» GIVEN REQUEST: Return a copy of every line in the records that includes the word "styles".

» DATA RECORDS:

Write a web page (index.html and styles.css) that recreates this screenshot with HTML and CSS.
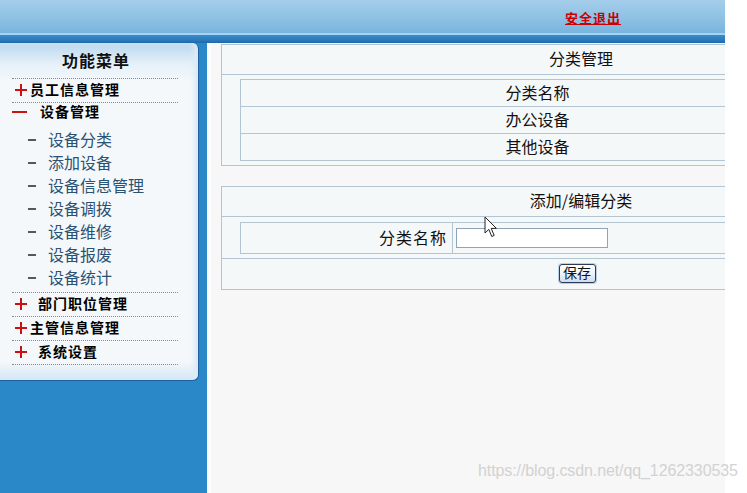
FILE: index.html
```html
<!DOCTYPE html>
<html lang="zh-CN">
<head>
  <meta charset="UTF-8">
  <meta name="viewport" content="width=device-width, initial-scale=1.0">
  <title>设备管理系统</title>
  <link rel="stylesheet" href="styles.css">
</head>
<body>
  <div class="page">
    <!-- top bar -->
    <div class="top">
      <a href="#" class="logout">安全退出</a>
    </div>
    <div class="band"></div>

    <div class="main">
      <!-- left menu -->
      <div class="side">
        <div class="menu">
          <div class="menu-title">功能菜单</div>
          <div class="item plus">员工信息管理</div>
          <div class="group">
            <div class="item minus">设备管理</div>
            <ul class="sub">
              <li>设备分类</li>
              <li>添加设备</li>
              <li>设备信息管理</li>
              <li>设备调拨</li>
              <li>设备维修</li>
              <li>设备报废</li>
              <li>设备统计</li>
            </ul>
          </div>
          <div class="item plus spaced">部门职位管理</div>
          <div class="item plus">主管信息管理</div>
          <div class="item plus spaced">系统设置</div>
        </div>
      </div>

      <!-- content -->
      <div class="content">
        <div class="box">
          <div class="box-head">分类管理</div>
          <table class="grid">
            <tr><td>分类名称</td></tr>
            <tr><td>办公设备</td></tr>
            <tr><td>其他设备</td></tr>
          </table>
        </div>

        <div class="box second">
          <div class="box-head">添加/编辑分类</div>
          <table class="grid form">
            <tr>
              <td class="label">分类名称</td>
              <td class="field"><input type="text" class="text"></td>
            </tr>
          </table>
          <div class="box-foot"><button class="save">保存</button></div>
        </div>
      </div>
    </div>
  </div>

  <svg class="cursor" width="14" height="22" viewBox="0 0 14 22">
    <path d="M1 1 L1 17 L4.8 13.4 L7.8 20.5 L10.2 19.4 L7.2 12.4 L12.4 12.4 Z" fill="#fff" stroke="#222" stroke-width="1"/>
  </svg>
  <div class="watermark">https://blog.csdn.net/qq_1262330535</div>
</body>
</html>
```

FILE: styles.css
```css
body {
  margin: 0;
  background: #fff;
  font-family: "Noto Sans CJK SC", "Liberation Sans", sans-serif;
  color: #111;
}

.page {
  width: 725px;
  height: 493px;
  overflow: hidden;
}

/* header */
.top {
  height: 33px;
  border-bottom: 2px solid #a6d3ef;
  background: linear-gradient(to bottom, #a4cdea, #8cc0e4 60%, #78b4de);
  display: flex;
  justify-content: flex-end;
  align-items: center;
  padding-right: 104px;
}

.logout {
  color: #cc0000;
  font-size: 13px;
  font-weight: bold;
  letter-spacing: 1px;
  text-decoration: underline;
  margin-top: 1px;
}

.band {
  height: 8px;
  background: linear-gradient(to bottom, #3a8ccb, #2877ba 70%, #1f68a8);
}

.main {
  display: flex;
  height: 450px;
}

/* sidebar */
.side {
  width: 207px;
  background: #2a88c8;
}

.menu {
  width: 199px;
  height: 338px;
  box-sizing: border-box;
  padding: 0 20px 0 12px;
  border-right: 1px solid #1d62a0;
  border-bottom: 1px solid #1d62a0;
  border-radius: 0 6px 6px 0;
  background: linear-gradient(to bottom, #bad8ef 0, #e6f1f9 22px, #f5f8fb 40px, #f5f8fb 318px, #d3e7f6 100%);
  box-shadow: inset -4px 0 4px #dbeaf6;
}

.menu-title {
  height: 35px;
  line-height: 35px;
  text-align: center;
  font-size: 16px;
  font-weight: bold;
  letter-spacing: 1px;
  border-bottom: 1px dotted #8c8c8c;
  padding-left: 2px;
}

.item {
  height: 21px;
  line-height: 21px;
  padding-bottom: 2px;
  font-size: 14px;
  font-weight: bold;
  letter-spacing: 1px;
  color: #000;
  border-bottom: 1px dotted #8c8c8c;
  white-space: nowrap;
}

.item::before {
  content: "";
  display: inline-block;
  vertical-align: -1px;
}

.plus::before {
  width: 12px;
  height: 12px;
  margin: 0 3px 0 3px;
  background:
    linear-gradient(#cc1111, #cc1111) center / 12px 2px no-repeat,
    linear-gradient(#cc1111, #cc1111) center / 2px 12px no-repeat;
}

.plus.spaced::before {
  margin-right: 11px;
}

.group {
  border-bottom: 1px dotted #8c8c8c;
}

.group .item {
  border-bottom: none;
  height: 18px;
  line-height: 16px;
}

.minus::before {
  width: 15px;
  height: 2px;
  margin-right: 13px;
  vertical-align: 4px;
  background: #cc1111;
}

.sub {
  list-style: none;
  margin: 0;
  padding: 5px 0 3px 16px;
}

.sub li {
  height: 23px;
  line-height: 23px;
  font-size: 16px;
  color: #2a5273;
  white-space: nowrap;
}

.sub li::before {
  content: "";
  display: inline-block;
  width: 8px;
  height: 2px;
  background: #4a5a66;
  vertical-align: 5px;
  margin-right: 12px;
}

/* content */
.content {
  flex: 1;
  background: #f7f7f7;
  border-left: 4px solid #fcfdfe;
  padding: 1px 0 0 10px;
  overflow: hidden;
}

.box {
  width: 718px;
  border: 1px solid #b3c5d3;
  background: #f5f8f9;
}

.box.second {
  margin-top: 20px;
}

.box-head {
  height: 26px;
  line-height: 26px;
  padding-bottom: 3px;
  text-align: center;
  font-size: 16px;
  border-bottom: 1px solid #b3c5d3;
}

.grid {
  width: 595px;
  margin: 4px 0 4px 18px;
  border-collapse: collapse;
  font-size: 16px;
  line-height: 20px;
}

.grid td {
  border: 1px solid #b3c5d3;
  height: 23px;
  padding: 0 0 3px 0;
  text-align: center;
}

.form {
  margin-top: 5px;
}

.form td {
  height: 28px;
  padding-bottom: 2px;
}

.form .label {
  width: 206px;
  text-align: right;
  padding-right: 5px;
  letter-spacing: 1px;
}

.form .field {
  text-align: left;
  padding: 0 0 0 3px;
}

.text {
  width: 148px;
  height: 16px;
  padding: 1px;
  border: 1px solid #8ea4b8;
  background: #fff;
  display: block;
}

.box-foot {
  height: 30px;
  border-top: 1px solid #b3c5d3;
  display: flex;
  justify-content: center;
  align-items: center;
  padding-right: 8px;
}

.save {
  width: 37px;
  height: 19px;
  padding: 0 0 2px 0;
  font-family: "Noto Sans CJK SC", sans-serif;
  font-size: 14px;
  line-height: 15px;
  color: #111;
  border: 1px solid #2b3a55;
  border-radius: 3px;
  background: linear-gradient(to bottom, #ffffff, #eef3f9 50%, #cfdcec);
  box-shadow: 0 0 0 1px #b9cfe6;
  margin-top: -2px;
}

.cursor {
  position: absolute;
  left: 484px;
  top: 216px;
}

.watermark {
  position: absolute;
  left: 478px;
  top: 462px;
  font-family: "Liberation Sans", sans-serif;
  font-size: 16px;
  color: #d2d2d2;
  letter-spacing: -0.1px;
  white-space: nowrap;
}
```
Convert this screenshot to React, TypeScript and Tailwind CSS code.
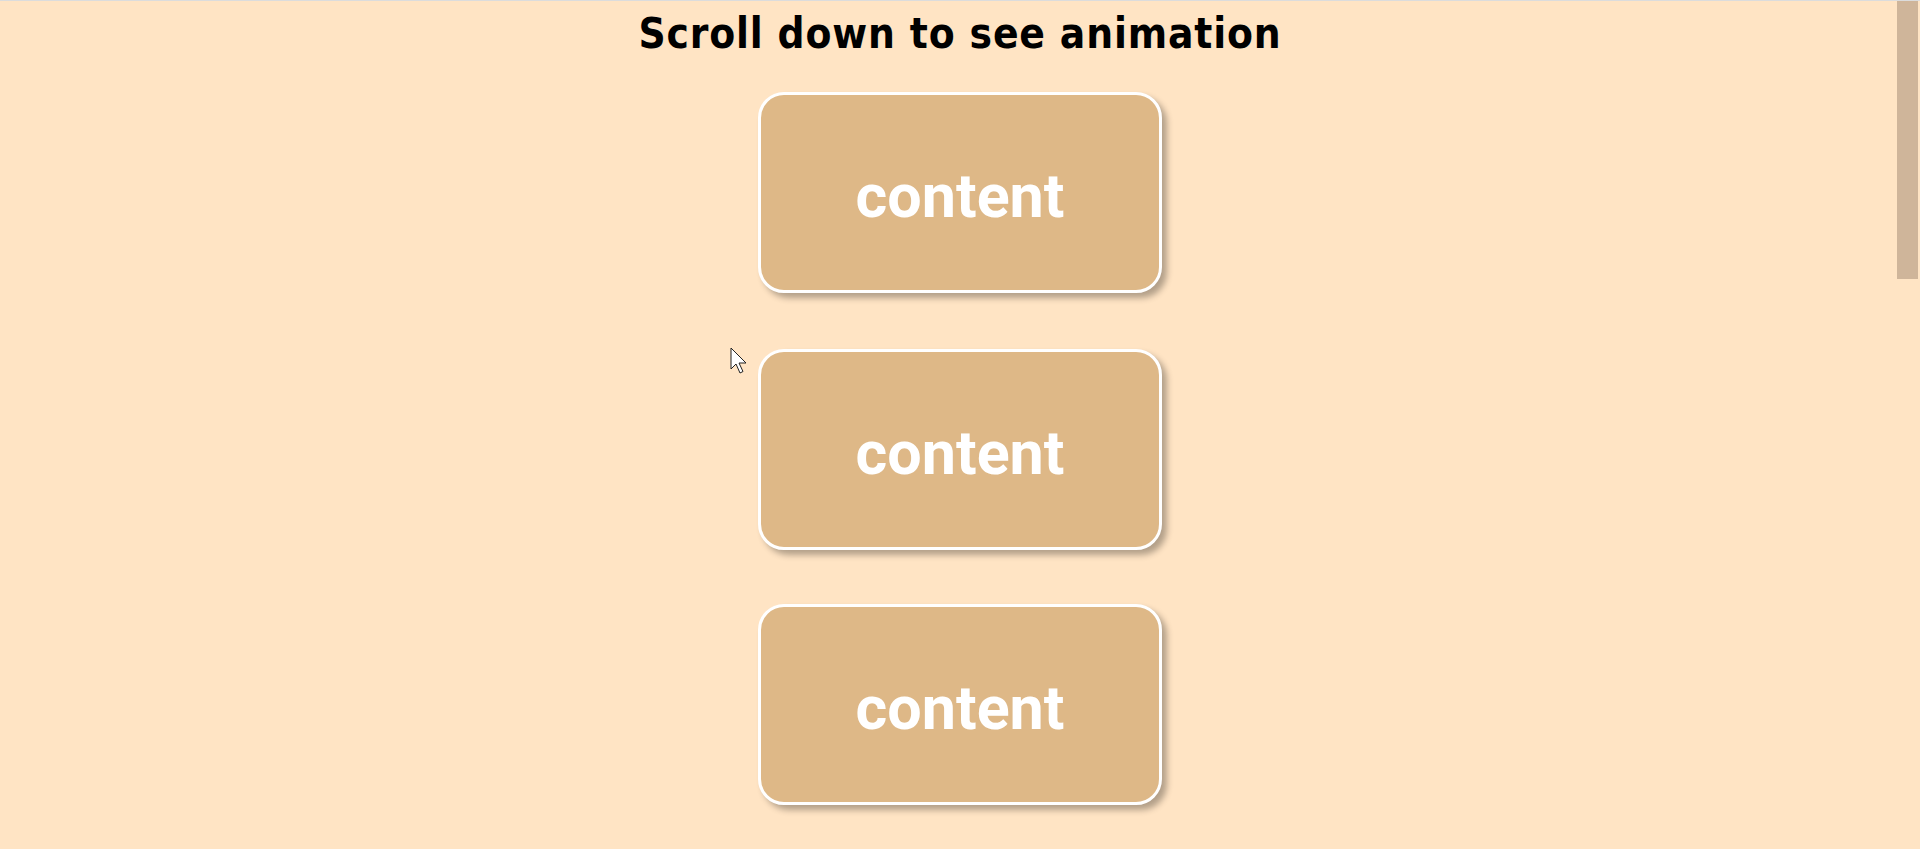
import React from "react";

function Box() {
  return (
    <div className="w-[404px] h-[201px] box-border border-[3px] border-white rounded-[26px] bg-[#deb887] shadow-[5px_5px_6px_rgba(0,0,0,0.3)] flex items-center justify-center">
      <span className="text-white font-bold text-[61px] leading-none [font-family:Roboto,sans-serif] pt-2">
        content
      </span>
    </div>
  );
}

export default function App() {
  return (
    <div className="relative w-full h-[849px] overflow-hidden bg-[#ffe4c4] border-t border-[#dcdcdc]">
      <div className="flex flex-col items-center">
        <h1 className="mt-[9px] text-[42px] leading-[48px] font-bold text-black [font-family:'DejaVu_Sans',sans-serif] [font-stretch:condensed] tracking-[0.85px]">
          Scroll down to see animation
        </h1>
        <div className="mt-[34px]">
          <Box />
        </div>
        <div className="mt-[56px]">
          <Box />
        </div>
        <div className="mt-[54px]">
          <Box />
        </div>
      </div>
      <div className="absolute right-[2px] top-0 w-[21px] h-[278px] bg-[#cfb59a]" />
      <svg className="absolute left-[730px] top-[346px]" width="22" height="30" viewBox="0 0 22 30">
        <path d="M1 1 L1 22 L6 17 L10 26 L13 24.5 L9 16 L16 16 Z" fill="white" stroke="#222" strokeWidth="1" strokeLinejoin="round" />
      </svg>
    </div>
  );
}
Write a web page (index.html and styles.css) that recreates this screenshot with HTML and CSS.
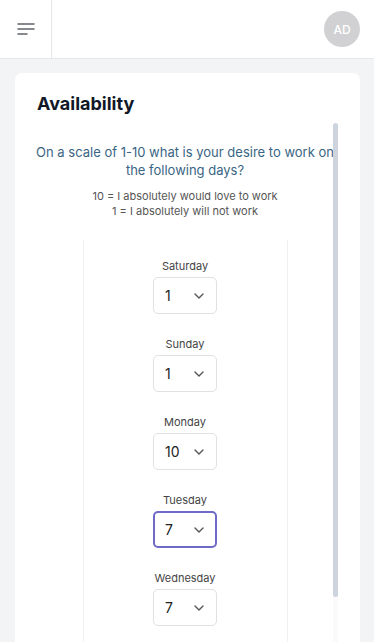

» REPLY:
Write a web page (index.html and styles.css) that recreates this screenshot with HTML and CSS.
  <link rel="stylesheet" href="styles.css">
FILE: styles.css
Write a web page (index.html and styles.css) that recreates this screenshot with HTML and CSS.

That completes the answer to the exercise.